Crucifixion publicly humiliated a person and dishonored them. Jesus, although we dress him up with a loin cloth, was crucified naked, totally dishonoring and humiliating him. Not only was nakedness dishonoring, but if he were truly of God, God would not let this happen to him. If Jesus were be a sweet and lovely religious man he would not have come to cruxifixion. We have to remember some of the things that Jesus taught. He talked and taught about the blessedness of the poor: Blessed are the poor, or honorable are the poor. He embraced the Samaritan outcasts and entered into a relationship with them. People who were poor, sick, alone, were embraced by him. Women were given by Jesus a new status. He said things like: "The last shall be first, and the first last. Honorable and blest are those who seek, hunger and thirst for righteousness. Honorable and blest are those who suffer persecution for what is right. He taught parables that were great reversals. The prodigal son is taken back into the community and restored to an honorable position. The laborers who come last get the same wage as those who bore the heat of the day. These were threatening stories to the powerful and the rich.
In Jesus' time the large majority of people were poor, very poor. They died young. Many infants died, around 40 percent. A poor man or woman might live to be 26 years of age was old. Only the rich, a very small percentage lived to three score and ten. All the poor had one-third of the wealth, while about two percent of the rich held two-thirds of the wealth of the land. (Marcus Borg Lecture) Jesus had been a follower of John the Baptist who had been an anti-temple establishment preacher in the wilderness. John was martyred for it. Jesus knew well the teachings of the Jewish Torah that called for justice and fair treatment of the poor, which often included certain years for forgiving debts, and restoring lands. Jesus was not only healer and wonderfully loving and fuzzy guy. He was a social prophet and a critic of of the politics of the culture and of the Temple-establishement that abused people. He dared to challenge them in the Temple by upsetting the tables of corrupt money changers. In the story of the Raising of Lazarus you have a story in the Gospel of John about how Jesus was raising up the dead, the poor were the living dead, abused and vicitimized.
Unless we appreciate the humanity of Jesus, seeing him as a truly great man and prophet, we miss just how great he really was. As a man, it is not likely that he saw himself as the lamb of God, as some divine figure. He saw a corrupt world and dared to challenge it.
He maintains honor in his trial and crucifixion by remaining silent. That's how a Mediterranean man held onto his honor and dignity in the face of injustice and oppression. Matthew is telling us, even though he was being so totally dishonored, he died in an honorable way, because he was an honorable man. He was a great man! What's more, Jesus cries from the cross: "My God, my God, why have you forsaken me?" This psalm is not the cry of a beaten man. It is the words of Psalm 22. When you read the psalm in its entirity it is the words of a man who is badly beaten down by his enemies and his world. But in the Psalm he is confident that God is with him always from the beginning of his life to the end of his life. "I have been entrusted to you ever since I was born; you were my God when I was still in my mother's womb. . . . . I will declare your Name to my bretheren; in the midst of the congregation I will praise you. . . . . . For he does not despise nor abhor the poor in their poverty neither does he hide his face from them; but when they cry to him he hears them." (verses10, 21, 23)

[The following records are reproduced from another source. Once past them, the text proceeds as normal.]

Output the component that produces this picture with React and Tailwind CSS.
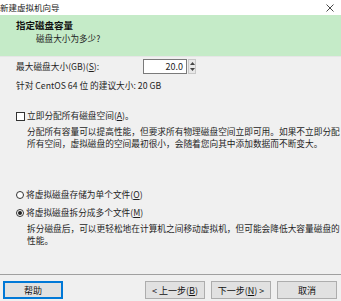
import React from "react";

function Radio({ checked }) {
  return (
    <span className="relative inline-flex h-[8px] w-[8px] items-center justify-center rounded-full border border-[#333] bg-white">
      {checked && <span className="h-[4px] w-[4px] rounded-full bg-[#222]" />}
    </span>
  );
}

function Btn({ children, focus, className = "" }) {
  return (
    <div
      className={
        "flex h-[18px] w-[60px] items-center justify-center border text-[9px] leading-none text-[#111] bg-[#e1e1e1] " +
        (focus
          ? "border-[#0078d7] shadow-[inset_0_0_0_1px_#0078d7] "
          : "border-[#adadad] ") +
        className
      }
    >
      {children}
    </div>
  );
}

export default function App() {
  return (
    <div className="flex h-[301px] w-[341px] flex-col overflow-hidden bg-[#f0f0f0] font-['Noto_Sans_CJK_SC',sans-serif] text-[#1e1e1e]">
      {/* title bar */}
      <div className="flex h-[15px] items-center justify-between bg-white">
        <span className="ml-0 text-[8.5px] leading-none text-[#222]">新建虚拟机向导</span>
        <svg width="8" height="8" viewBox="0 0 8 8" className="mr-[7px]">
          <path d="M0.5 0.5 L7.5 7.5 M7.5 0.5 L0.5 7.5" stroke="#333" strokeWidth="0.9" />
        </svg>
      </div>
      {/* header */}
      <div className="h-[42px] border-b border-[#e6e6e6] bg-[#c5ebc8]">
        <div className="mt-[4px] pl-[16px] text-[9.5px] font-bold leading-[12px] text-[#111]">指定磁盘容量</div>
        <div className="mt-[1px] pl-[36px] text-[8.6px] leading-[12px] text-[#222]">磁盘大小为多少?</div>
      </div>
      {/* body */}
      <div className="flex-1 pl-[16px] text-[8.7px] leading-[12px]">
        <div className="mt-[2px] flex h-[15px] items-center">
          <span className="w-[127px]">
            最大磁盘大小(GB)(<u>S</u>):
          </span>
          <div className="flex h-[15px] w-[44px] items-center justify-end border border-[#7a7a7a] bg-white pr-[3px] text-[9px]">
            20.0
          </div>
          <div className="ml-[1px] flex h-[15px] w-[8px] flex-col border border-[#c8c8c8] bg-[#e8e8e8]">
            <div className="flex flex-1 items-center justify-center">
              <svg width="5" height="3" viewBox="0 0 5 3"><path d="M0 3 L2.5 0 L5 3 Z" fill="#444" /></svg>
            </div>
            <div className="flex flex-1 items-center justify-center">
              <svg width="5" height="3" viewBox="0 0 5 3"><path d="M0 0 L2.5 3 L5 0 Z" fill="#444" /></svg>
            </div>
          </div>
        </div>
        <div className="mt-[6px]">针对 CentOS 64 位 的建议大小: 20 GB</div>

        <div className="mt-[18px] flex items-center">
          <span className="h-[9px] w-[9px] border border-[#333] bg-white" />
          <span className="ml-[2px]">
            立即分配所有磁盘空间(<u>A</u>)。
          </span>
        </div>
        <div className="mt-[4px] pl-[11px]">
          <div className="whitespace-nowrap">分配所有容量可以提高性能，但要求所有物理磁盘空间立即可用。如果不立即分配</div>
          <div className="whitespace-nowrap">所有空间，虚拟磁盘的空间最初很小，会随着您向其中添加数据而不断变大。</div>
        </div>

        <div className="mt-[39px] flex items-center">
          <Radio />
          <span className="ml-[2px]">
            将虚拟磁盘存储为单个文件(<u>O</u>)
          </span>
        </div>
        <div className="mt-[6px] flex items-center">
          <Radio checked />
          <span className="ml-[2px]">
            将虚拟磁盘拆分成多个文件(<u>M</u>)
          </span>
        </div>
        <div className="mt-[4px] pl-[11px]">
          <div className="whitespace-nowrap">拆分磁盘后，可以更轻松地在计算机之间移动虚拟机，但可能会降低大容量磁盘的</div>
          <div>性能。</div>
        </div>
      </div>
      {/* footer */}
      <div className="h-[27px] border-t border-[#a0a0a0]">
        <div className="mt-[6px] flex pr-[4px] pl-[3px]">
          <Btn focus>帮助</Btn>
          <div className="flex-1" />
          <Btn>&lt; 上一步(<u>B</u>)</Btn>
          <Btn className="ml-[6px]">下一步(<u>N</u>) &gt;</Btn>
          <Btn className="ml-[6px]">取消</Btn>
        </div>
      </div>
    </div>
  );
}
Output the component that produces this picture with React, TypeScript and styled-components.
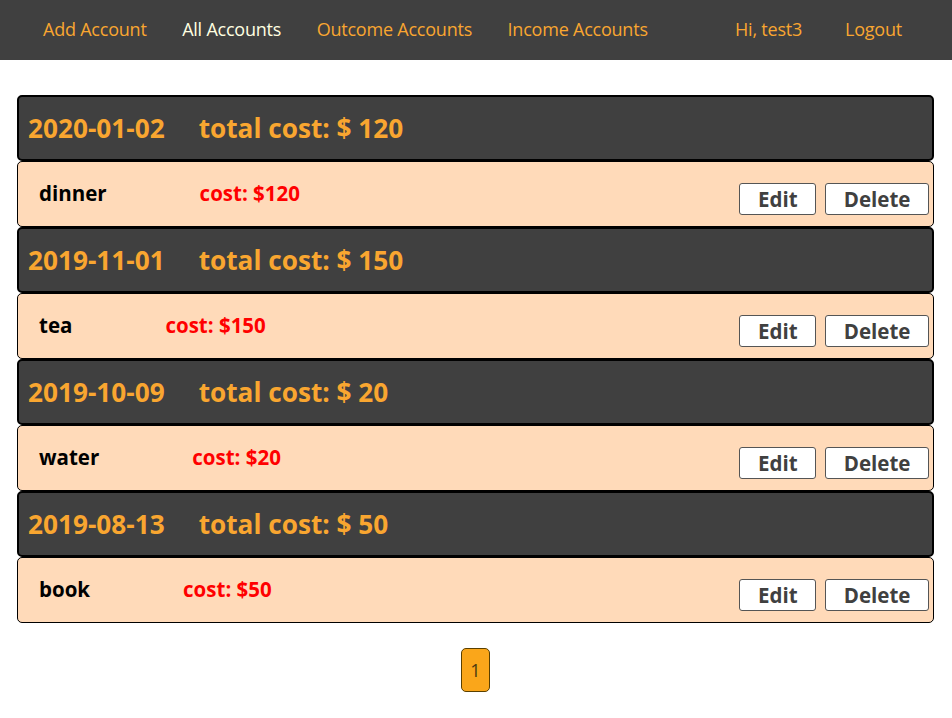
import React from "react";
import styled, { createGlobalStyle } from "styled-components";

const Global = createGlobalStyle`
  html, body { margin: 0; padding: 0; background: #fff; }
  body { font-family: "Open Sans", "DejaVu Sans", sans-serif; }
  * { box-sizing: border-box; }
`;

const Nav = styled.nav`
  height: 60px;
  background: #404040;
  display: flex;
  align-items: center;
  padding: 0 50px 2px 43px;
`;

const NavGroup = styled.div<{ $gap: number }>`
  display: flex;
  align-items: center;
  gap: ${(p) => p.$gap}px;
`;

const NavLink = styled.a<{ $active?: boolean }>`
  font-size: 18px;
  color: ${(p) => (p.$active ? "#ffffe0" : "#f9a630")};
  text-decoration: none;
  letter-spacing: -0.22px;
  cursor: pointer;
`;

const Spacer = styled.div`
  flex: 1;
`;

const Main = styled.main`
  padding: 35px 18px 0 17px;
`;

const Header = styled.div`
  height: 66px;
  background: #404040;
  border: 2px solid #000;
  border-radius: 5px;
  display: flex;
  align-items: center;
  padding: 0 9px;
  gap: 34px;
`;

const HeaderText = styled.span`
  font-size: 26.2px;
  font-weight: 700;
  color: #f9a630;
`;

const Row = styled.div`
  height: 66px;
  background: #ffdab9;
  border: 1px solid #000;
  border-radius: 5px;
  display: flex;
  align-items: flex-start;
  padding: 18px 4px 0 21px;
`;

const Name = styled.span`
  font-size: 20.5px;
  font-weight: 700;
  color: #000;
  line-height: 27px;
  margin-right: 93px;
`;

const Cost = styled.span`
  font-size: 20.5px;
  font-weight: 700;
  color: #ff0000;
  line-height: 27px;
`;

const Buttons = styled.div`
  margin-left: auto;
  margin-top: 3px;
  display: flex;
  gap: 9px;
`;

const Button = styled.button`
  height: 32px;
  padding: 0 17.6px;
  background: #fff;
  border: 1px solid #555;
  border-radius: 3px;
  font-family: "Open Sans", "DejaVu Sans", sans-serif;
  font-size: 20.5px;
  font-weight: 700;
  color: #404040;
  line-height: 30px;
  cursor: pointer;
`;

const Pager = styled.div`
  display: flex;
  justify-content: center;
  padding-top: 25px;
`;

const PageButton = styled.button`
  width: 29px;
  height: 44px;
  background: #faa61a;
  border: 1px solid #5a4000;
  border-radius: 5px;
  font-family: "Open Sans", "DejaVu Sans", sans-serif;
  font-size: 18px;
  color: #4a3a10;
  padding: 0;
`;

const data = [
  { date: "2020-01-02", total: 120, name: "dinner", cost: 120 },
  { date: "2019-11-01", total: 150, name: "tea", cost: 150 },
  { date: "2019-10-09", total: 20, name: "water", cost: 20 },
  { date: "2019-08-13", total: 50, name: "book", cost: 50 },
];

export default function App() {
  return (
    <>
      <Global />
      <Nav>
        <NavGroup $gap={35.5}>
          <NavLink>Add Account</NavLink>
          <NavLink $active>All Accounts</NavLink>
          <NavLink>Outcome Accounts</NavLink>
          <NavLink>Income Accounts</NavLink>
        </NavGroup>
        <Spacer />
        <NavGroup $gap={43}>
          <NavLink>Hi, test3</NavLink>
          <NavLink>Logout</NavLink>
        </NavGroup>
      </Nav>
      <Main>
        {data.map((d) => (
          <div key={d.date}>
            <Header>
              <HeaderText>{d.date}</HeaderText>
              <HeaderText>total cost: $ {d.total}</HeaderText>
            </Header>
            <Row>
              <Name>{d.name}</Name>
              <Cost>cost: ${d.cost}</Cost>
              <Buttons>
                <Button>Edit</Button>
                <Button>Delete</Button>
              </Buttons>
            </Row>
          </div>
        ))}
        <Pager>
          <PageButton>1</PageButton>
        </Pager>
      </Main>
    </>
  );
}
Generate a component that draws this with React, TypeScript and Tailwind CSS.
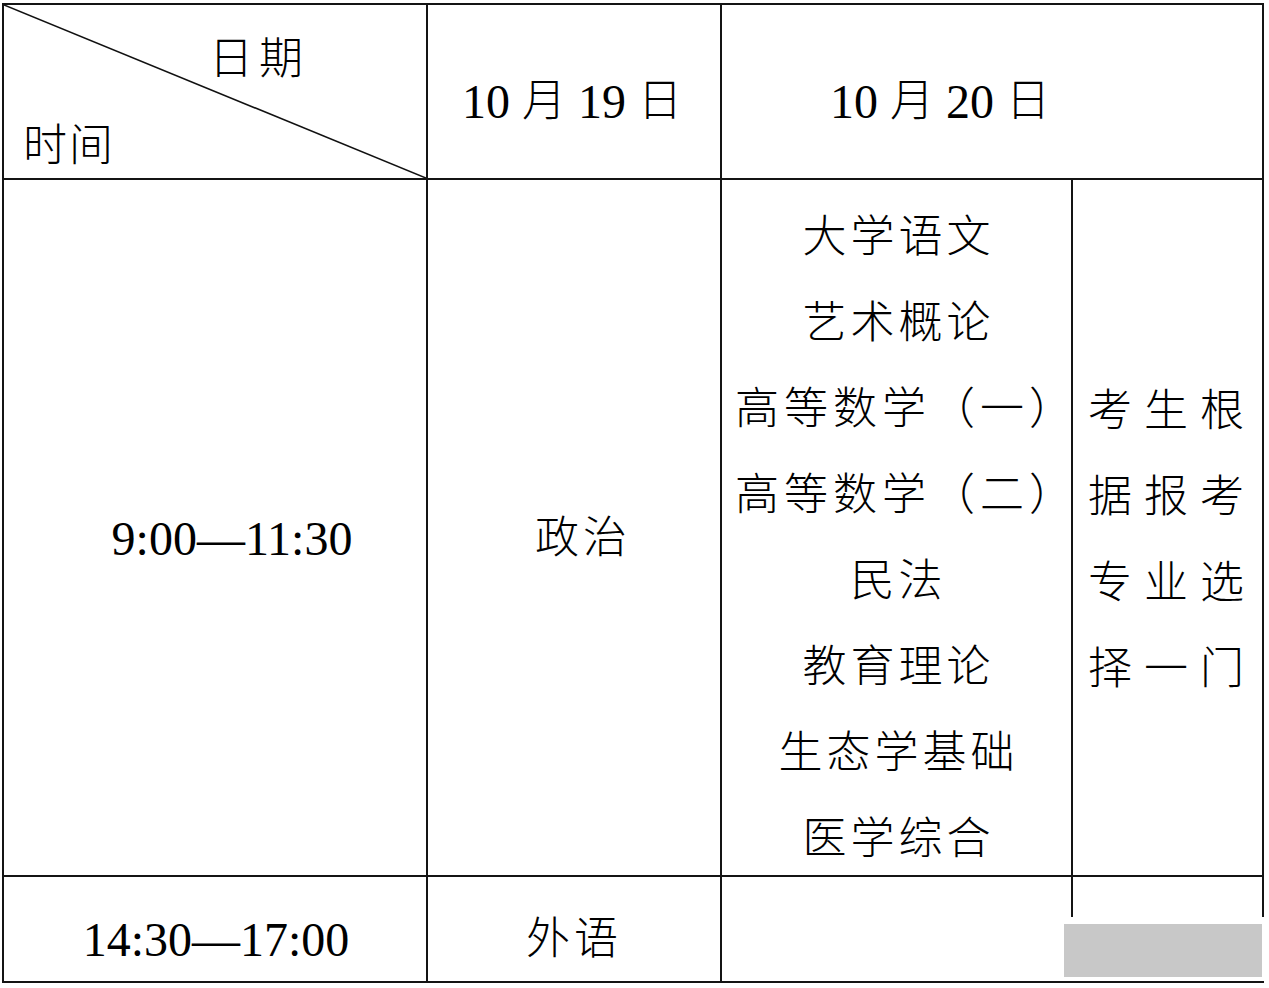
const subjects = [
  '大学语文',
  '艺术概论',
  '高等数学（一）',
  '高等数学（二）',
  '民法',
  '教育理论',
  '生态学基础',
  '医学综合',
];

const note = ['考生根', '据报考', '专业选', '择一门'];

function Num({ children }: { children: React.ReactNode }) {
  return <span className="text-[48px] font-normal">{children}</span>;
}

function Cn({ children, className = '' }: { children: React.ReactNode; className?: string }) {
  return <span className={'text-[44px] font-light ' + className}>{children}</span>;
}

export default function App() {
  return (
    <div className="relative w-[1269px] h-[988px] bg-white overflow-hidden font-['Liberation_Serif','Noto_Sans_CJK_SC',serif] text-black">
      <div className="ml-[2px] mt-[3px] w-[1262px] grid grid-cols-[422px_292px_349px_189px] grid-rows-[173px_695px_104px] gap-[2px] p-[2px] bg-[#141414]">
        {/* header row */}
        <div className="relative bg-white flex flex-col justify-between">
          <svg className="absolute inset-0 w-full h-full" viewBox="0 0 422 173" preserveAspectRatio="none">
            <line x1="0" y1="0" x2="422" y2="173" stroke="#111" strokeWidth="1.6" />
          </svg>
          <div className="pl-[205px] pt-[33px] leading-[44px] tracking-[6px]">
            <Cn>日期</Cn>
          </div>
          <div className="pl-[19px] pb-[0px] leading-[44px] tracking-[2px]">
            <Cn>时间</Cn>
          </div>
        </div>
        <div className="bg-white flex items-center justify-center pt-[20px] pr-[4px] leading-[48px] whitespace-pre">
          <Num>10 </Num>
          <Cn>月</Cn>
          <Num> 19 </Num>
          <Cn>日</Cn>
        </div>
        <div className="col-span-2 bg-white flex items-center justify-center pt-[20px] pr-[104px] leading-[48px] whitespace-pre">
          <Num>10 </Num>
          <Cn>月</Cn>
          <Num> 20 </Num>
          <Cn>日</Cn>
        </div>

        {/* morning row */}
        <div className="bg-white flex items-center justify-center pt-[22px] pl-[34px] leading-[48px]">
          <Num>9:00—11:30</Num>
        </div>
        <div className="bg-white flex items-center justify-center pt-[22px] pl-[18px] leading-[44px] tracking-[4px]">
          <Cn>政治</Cn>
        </div>
        <div className="bg-white flex flex-col items-center pt-[36px] gap-[42px] leading-[44px] tracking-[4px] whitespace-nowrap">
          {subjects.map((s) => (
            <Cn key={s} className={s.includes('（') ? 'pl-[20px] tracking-[5px]' : 'pl-[4px]'}>
              {s}
            </Cn>
          ))}
        </div>
        <div className="bg-white flex flex-col justify-center pt-[27px] pl-[15px] gap-[42px] leading-[44px] tracking-[12px]">
          {note.map((s) => (
            <Cn key={s}>{s}</Cn>
          ))}
        </div>

        {/* afternoon row */}
        <div className="bg-white flex items-center justify-center pt-[22px] pl-[2px] leading-[48px]">
          <Num>14:30—17:00</Num>
        </div>
        <div className="bg-white flex items-center justify-center pt-[22px] tracking-[4px] leading-[44px]">
          <Cn>外语</Cn>
        </div>
        <div className="bg-white" />
        <div className="bg-white" />
      </div>

      {/* watermark patch */}
      <div className="absolute left-[1060px] top-[917px] w-[209px] h-[64px] bg-white">
        <div className="ml-[4px] mt-[7px] w-[198px] h-[53px] bg-[#c8c8c8]" />
      </div>
    </div>
  );
}
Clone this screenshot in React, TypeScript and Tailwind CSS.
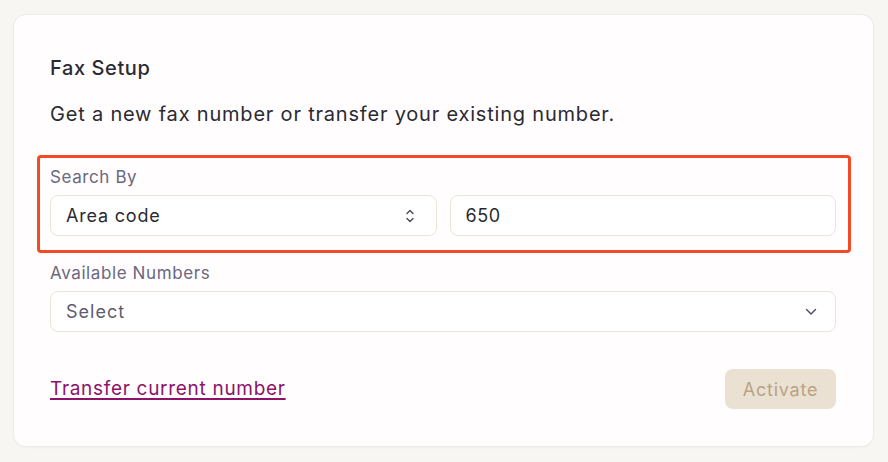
import React from "react";

export default function App() {
  return (
    <div
      className="w-[888px] h-[462px] bg-[#f7f6f2] pt-[15px] pl-[14px] pr-[14px]"
      style={{ fontFamily: "Inter, 'Noto Sans', sans-serif" }}
    >
      <div className="w-[859px] h-[431px] bg-[#fffdfd] rounded-[12px] shadow-[0_0_0_1px_#ecebe6,0_1px_3px_rgba(0,0,0,0.06)] pl-[36px] pr-[37px] pt-[40px]">
        <h1 className="text-[20px] leading-[26px] font-medium text-[#2b2a33] tracking-[0.6px]">Fax Setup</h1>
        <p className="mt-[20px] text-[20px] leading-[26px] text-[#2b2a33] tracking-[0.8px]">
          Get a new fax number or transfer your existing number.
        </p>

        <div className="relative mt-[40px]">
          <div className="pointer-events-none absolute -left-[13px] -right-[15px] -top-[12px] h-[98px] rounded-[4px] border-[3px] border-[#f24a25]" />
          <label className="block text-[17px] leading-[20px] text-[#6a6880] tracking-[0.6px]">Search By</label>
          <div className="mt-[8px] grid grid-cols-2 gap-[13px]">
            <div className="h-[41px] rounded-[8px] border border-[#ece4d7] bg-white flex items-center justify-between pl-[15px] pr-[21px]">
              <span className="text-[18px] text-[#2b2a33] tracking-[0.8px]">Area code</span>
              <svg width="10" height="16" viewBox="0 0 10 16" fill="none" stroke="#4a4860" strokeWidth="1.4" strokeLinecap="round" strokeLinejoin="round">
                <path d="M2 5.5 L5 2.5 L8 5.5" />
                <path d="M2 10.5 L5 13.5 L8 10.5" />
              </svg>
            </div>
            <div className="h-[41px] rounded-[8px] border border-[#ece4d7] bg-white flex items-center pl-[15px]">
              <span className="text-[18px] text-[#2b2a33] tracking-[0.6px]">650</span>
            </div>
          </div>
        </div>

        <label className="mt-[27px] block text-[17px] leading-[20px] text-[#6a6880] tracking-[0.6px]">Available Numbers</label>
        <div className="mt-[8px] h-[41px] rounded-[8px] border border-[#ece4d7] bg-white flex items-center justify-between pl-[15px] pr-[18px]">
          <span className="text-[18px] text-[#5f5c72] tracking-[1px]">Select</span>
          <svg width="12" height="8" viewBox="0 0 12 8" fill="none" stroke="#4a4860" strokeWidth="1.4" strokeLinecap="round" strokeLinejoin="round">
            <path d="M1.5 1.5 L6 6 L10.5 1.5" />
          </svg>
        </div>

        <div className="mt-[37px] flex items-center justify-between">
          <a className="text-[19px] leading-[24px] text-[#8c1369] tracking-[0.7px] underline underline-offset-[3px] decoration-[1.5px]">Transfer current number</a>
          <button className="h-[40px] w-[111px] rounded-[8px] bg-[#ebe1d3] text-[18px] text-[#b9a285] tracking-[0.75px]">Activate</button>
        </div>
      </div>
    </div>
  );
}
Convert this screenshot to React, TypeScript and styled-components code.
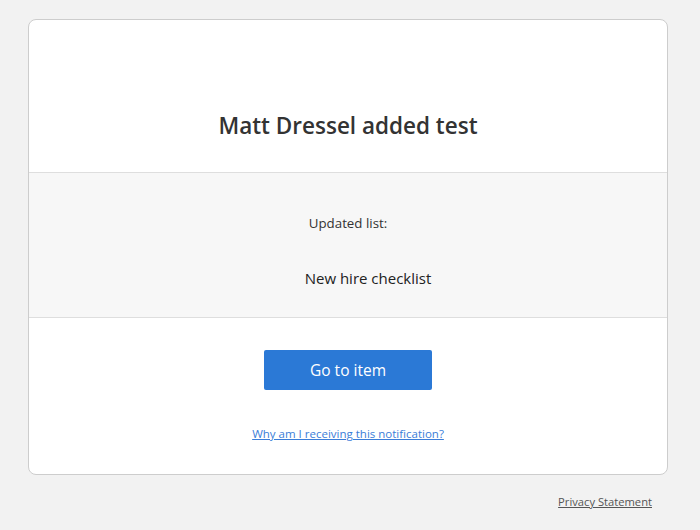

Even in the face of crucifixion and death, Jesus believes God is with him and God's justice and righteousness will prevail. Jesus is seen, and is a great man on that cross, and we must not minimize his real greatness. He is not just a victim; he is a martyr. He is a hero. And God knows the world needs some real heroes. Jesus did not live just to die. He lived to transform the world into the world of God's justice and righteousness.
We can go home today rejoicing that Jesus died on the cross for our sins. So be it. But we also must remember too that Jesus confronted the injustices, the cruelty, the abuses, the corrupted us of power and wealth in the world. Jesus was crucified, martyred for that very cause. Following him were great men and women in the history of the church who also died, not to take away sins, but to bear witness to God, and God's justice in the world.
As we embrace a forgiving Lord, I hope that we can also embrace a courageous Lord who lived and died for justice. We live in world that teaches us to be aggressive, achieveing, proud, affluent, climb the ladder to the top. Be competitive and make a good appearance. Be individualistic, take care of yourself, and consume all that you can get you hands on. That's quite at odds with the courageous Jesus who lived and died for the last, the least, and the lost. . . for the depressed, the oppressed.
I praise God that my sins have been taken away, but now can I walk courageously with the Jesus?